GraphEntity, ProvEntity and MetadataEntity are now subclasses of AbstractEntity, while GraphSet, ProvSet and
MetadataSet are now subclasses of AbstractSet. ProvEntity is nomore a subclass of GraphEntity and ProvSet is nomore
a subclass of GraphSet. Test files were prepared for most of the new classes.
The Storer was consequently updated so that it now accepts a generical AbstractSet: it’s now able to store every type of
entity, treating each type in the appropriate way.
New CounterHandler methods
The CounterHandler interface was extended with 4 new methods: read_metadata_counter, increment_metadata_counter,
set_counter and set_metadata_counter. The first ones were added because the new MetadataSet class required a different
strategy for managing the entity counters. The last two ones were needed in order to support a new behaviour of the
GraphSet, ProvSet and MetadataSet classes: if a new entity which is added to them has a res value with a count
value greater than the one which is stored inside the CounterHandler, than the counter inside the CounterHandler
gets updated with this new value.
Other changes
A lot of methods from ProvEntity were moved into a new EntitySnapshot class in which some of the methods had their
name changed:
get_snapshot_ofbecameget_is_snapshot_of;snapshot_ofbecameis_snapshot_of;remove_snapshot_ofbecameremove_is_snapshot_of.
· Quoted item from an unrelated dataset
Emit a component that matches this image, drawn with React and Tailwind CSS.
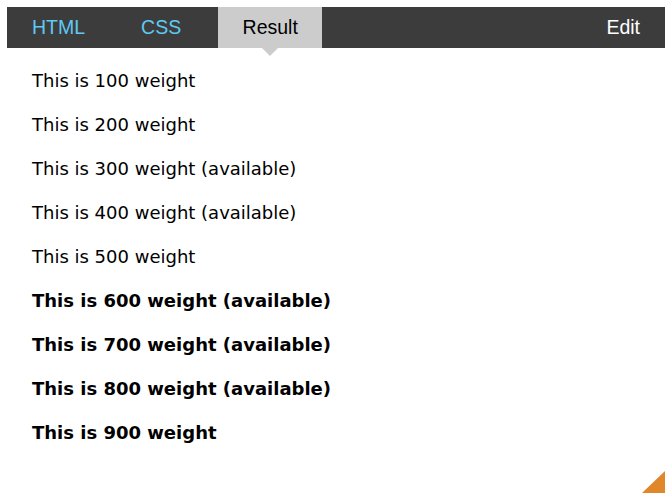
import React from 'react';

const weights = [
  { w: 100, label: 'This is 100 weight', bold: false },
  { w: 200, label: 'This is 200 weight', bold: false },
  { w: 300, label: 'This is 300 weight (available)', bold: false },
  { w: 400, label: 'This is 400 weight (available)', bold: false },
  { w: 500, label: 'This is 500 weight', bold: false },
  { w: 600, label: 'This is 600 weight (available)', bold: true },
  { w: 700, label: 'This is 700 weight (available)', bold: true },
  { w: 800, label: 'This is 800 weight (available)', bold: true },
  { w: 900, label: 'This is 900 weight', bold: true },
];

const App = () => {
  return (
    <div className="relative w-[672px] h-[502px] bg-white overflow-hidden">
      {/* Tab bar */}
      <div className="mx-[7px] mt-[7px] h-[41px] bg-[#3c3c3c] flex items-stretch text-[19.5px] leading-[22px] font-['Liberation_Sans',Arial,sans-serif]">
        <span className="ml-[25px] pt-[9px] text-[#5fc9f3]">HTML</span>
        <span className="ml-[56px] pt-[9px] text-[#5fc9f3]">CSS</span>
        <div className="relative ml-[37px] w-[104px] bg-[#cccccc] pt-[9px] text-center text-black">
          Result
          <span className="absolute left-1/2 -translate-x-1/2 top-full w-0 h-0 border-l-[8px] border-r-[8px] border-t-[8px] border-l-transparent border-r-transparent border-t-[#cccccc]" />
        </div>
        <span className="ml-auto mr-[25px] pt-[9px] text-white">Edit</span>
      </div>

      {/* Result content */}
      <div className="pt-[11px] pl-[32px] flex flex-col font-['DejaVu_Sans',Verdana,sans-serif] text-[18px] leading-[44px] text-black">
        {weights.map((item) => (
          <p key={item.w} className={item.bold ? 'font-bold' : 'font-normal'}>
            {item.label}
          </p>
        ))}
      </div>

      {/* Resize corner */}
      <svg className="absolute right-[7px] bottom-[9px]" width="23" height="22" viewBox="0 0 23 22">
        <polygon points="23,0 23,22 0,22" fill="#e0862b" />
      </svg>
    </div>
  );
};

export default App;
Missing type hints were added to the support.py module and the constructor signatures of GraphEntity, GraphSet, ProvEntity,
ProvSet, MetadataEntity and MetadataSet were changed. New signatures are the following:
GraphEntity(g: Graph, g_set: GraphSet, res: URIRef = None, res_type: URIRef = None,
resp_agent: str = None, source_agent: str = None, source: str = None,
count: str = None, label: str = None, short_name: str = "",
preexisting_graph: Graph = None)
GraphSet(base_iri: str, info_dir: str = "", supplier_prefix: str = "",
wanted_label: bool = True))
ProvEntity(prov_subject: GraphEntity, g: Graph, p_set: ProvSet,
res: URIRef = None, resp_agent: str = None, source_agent: str = None,
source: str = None, res_type: URIRef = None, count: str = None,
label: str = None, short_name: str = "")
ProvSet(prov_subj_graph_set: GraphSet, base_iri: str, info_dir: str = "",
supplier_prefix: str = "", wanted_label: bool = True)
MetadataEntity(g: Graph, base_iri: str, dataset_name: str, m_set: MetadataSet,
res: URIRef = None, res_type: URIRef = None, resp_agent: str = None,
source_agent: str = None, source: str = None, count: str = None,
label: str = None, short_name: str = "", preexisting_graph: Graph = None)
MetadataSet(base_iri: str, info_dir: str = "", wanted_label: bool = True)
Please note that the user shouldn’t pass a CounterHandler instance to the “Set” constructors anymore: a CounterHandler
of the right subclass is automatically instantiated based of the fact that the info_dir parameter is an None value or
a non-empty string.
The ShEx files were updated with the DatasetShape and the DistributionShape.
All import statements pointing to internal modules were changed: they now consist in full absolute paths so that circular dependencies are less probable. Importing only the needed modules, code execution should also be a little faster.
The clean_info_dir script was removed because it turned out to be useless.